Injustice is injustice. Do we get to pick and choose which injustice (which is easiest/personally rewarding/relatable) or which cause we care about? Did Jesus? I think something happens when we turn a blind eye to hate crimes and bigotry. We become numb. We become hard. We become part of the persecution. We become the abuser. There does come a point when there is no grey, where we have to say I am for this or I am against this and count our costs because our silence, by default, says it's okay.
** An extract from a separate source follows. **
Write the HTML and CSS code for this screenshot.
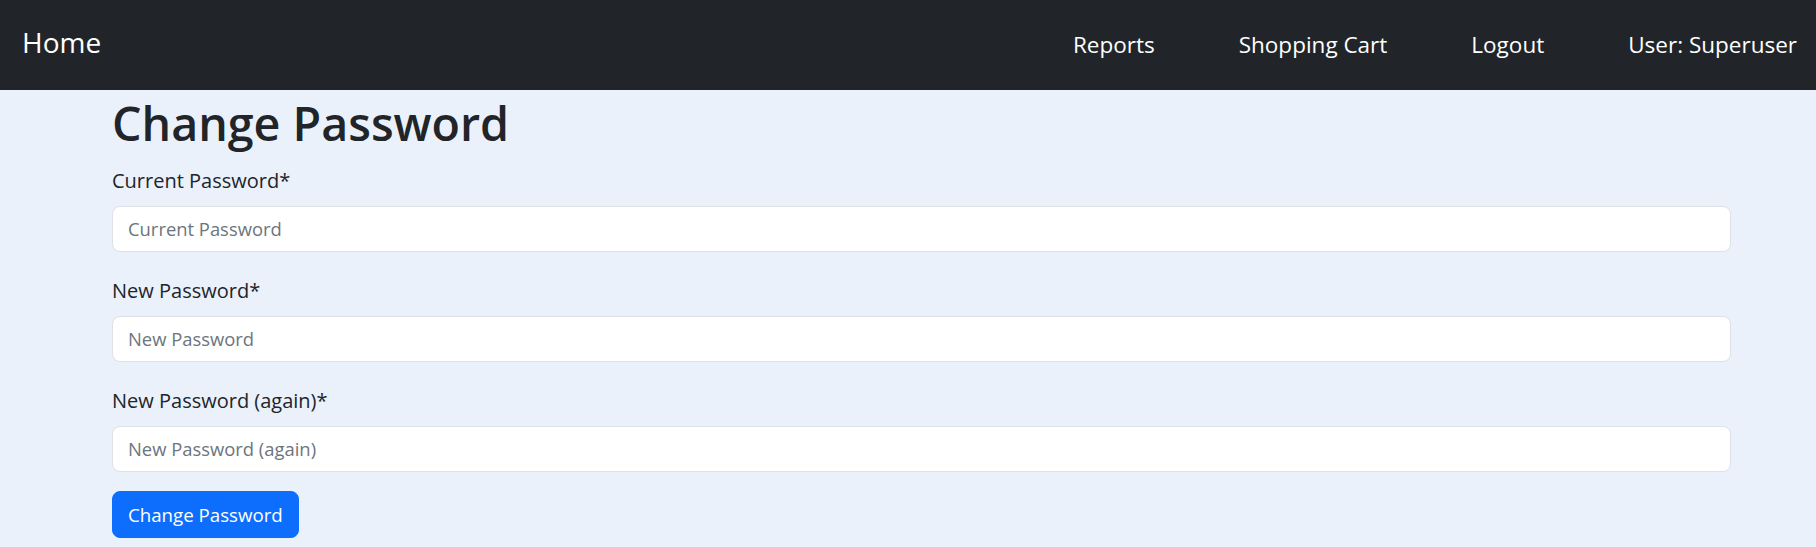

I know. I know sole-scriptora and the evangelicals view on marriage. I know the ins and outs of that discussion (debate) more thoroughly than I want to. But, that’s not really the issue here. People who believe it’s wrong to be gay or excuse me, ‘practice homosexuality,’ also usually believe that pre-marital sex and co-habitation and divorce are wrong as well. But I don’t see protests and crimes being committed against the adulterers and fornicators and divorcees (in this country at least). The reason I say personal view or preference on homosexuality (biblically based or otherwise) isn’t the point is because it’s inconsistent. Because it’s irrelevant. It’s a self-righteous platform. It's the easy way out, and it's always easier to turn a blind eye to persecution. But it's never right.
Bottom line, hate is never okay. When you are part of or even silent about hate, hate crimes and mean-spirited accusations, you are an enemy of God. Seriously. If you hate gay people but say you love God, you are a liar. Meaning, you hate God. (1 John 4:20)
There are a lot of things on the table here. Faith, love, hate, politics, money, pride, fear so it’s easy for even the moderate, non-judging Christians to dismiss the whole thing out of confusion and lack of personal investment in either camp. I know. It’s where I was about 24 hours ago. Until a neighbor posted an article that made me weep. That made me cringe. That made me THINK. And while I don’t know the ins and outs of “my stand” on the issue, I know my God’s stand on love. And hate.
I know God detests injustice.
"First they came for the Communists but I was not a Communist
so I did not speak out.
Then they came for the Socialists and the Trade Unionists but I was not one of them,
so I did not speak out.
Then they came for the Jews but I was not Jewish
so I did not speak out.
And when they came for me,
there was no one left to speak out for me."
-Martin Niemoeller
Just because it’s not you or me, doesn’t mean we shouldn’t speak out. Just because we’re unsure (or not even) where we 'theologically' stand on the issue doesn’t give us a pass in protesting hate, bigotry, violence and injustice.
I guess I’m calling all Christians (or at least myself) to say something. “Even if you're not FOR homosexuality be AGAINST the hate toward it. As in, you don't have to be jumping up waving your rainbow flag to stand up for our fellow [wo]men who are being wounded by this hatred.” (Chloe MacCarty) Let’s keep ourselves away from its claws, the poison of bitterness and the desire to execute 'an eye for an eye' type vengeance.
Learn to do good;
Seek justice, Reprove the ruthless,
Defend the orphan, Plead for the widow.